Just like the goose, the owner of the mobile nest will exhibit behaviors they deam appropriate to their environment. Most notable among the observed traits are those involving a feeling of danger. Signs of aggression may include:

1. Blocking any suspect vehicle from entering the lane space of the mobile nest. 2. Speeding up and very closely following a suspect vehicle which may be in front of the mobile nest. This is often accompanied by flashing lights and maybe loud honking -- similar to the goose. 3. In gathering spots for mobile nests, termed parking lots in every day language, the mobile nest is likely to be seen occupying as much space as possible.

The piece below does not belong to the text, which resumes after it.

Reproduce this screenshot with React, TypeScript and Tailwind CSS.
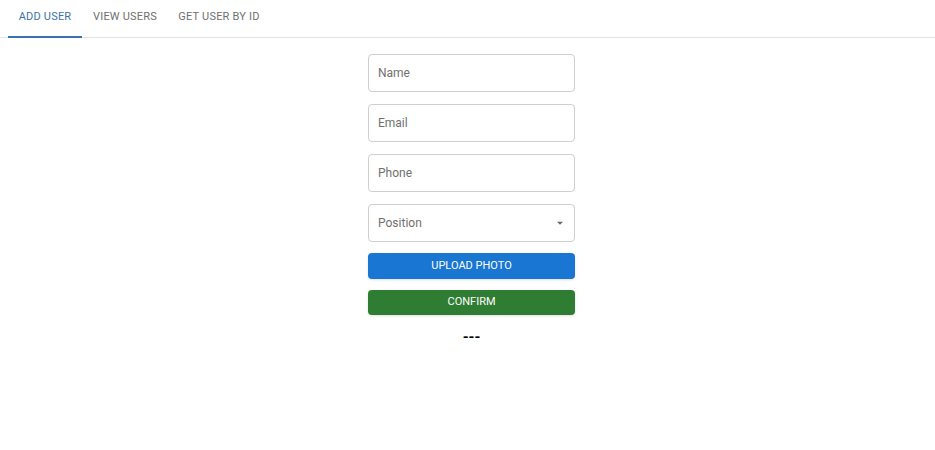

This prevents others from getting too close as well as protects the nest from possble damage.

Now, on a societal note, unlike the man with the golf club, there is no simple way to do away with an agressive driver of a mobile nest. Generally these methods are restricted by the societal heirarchy that we must live under. However, it does not stop us from lavishing ridicule upon them. Just be careful, they will react to perceived threats, especially while operating their mobile nests.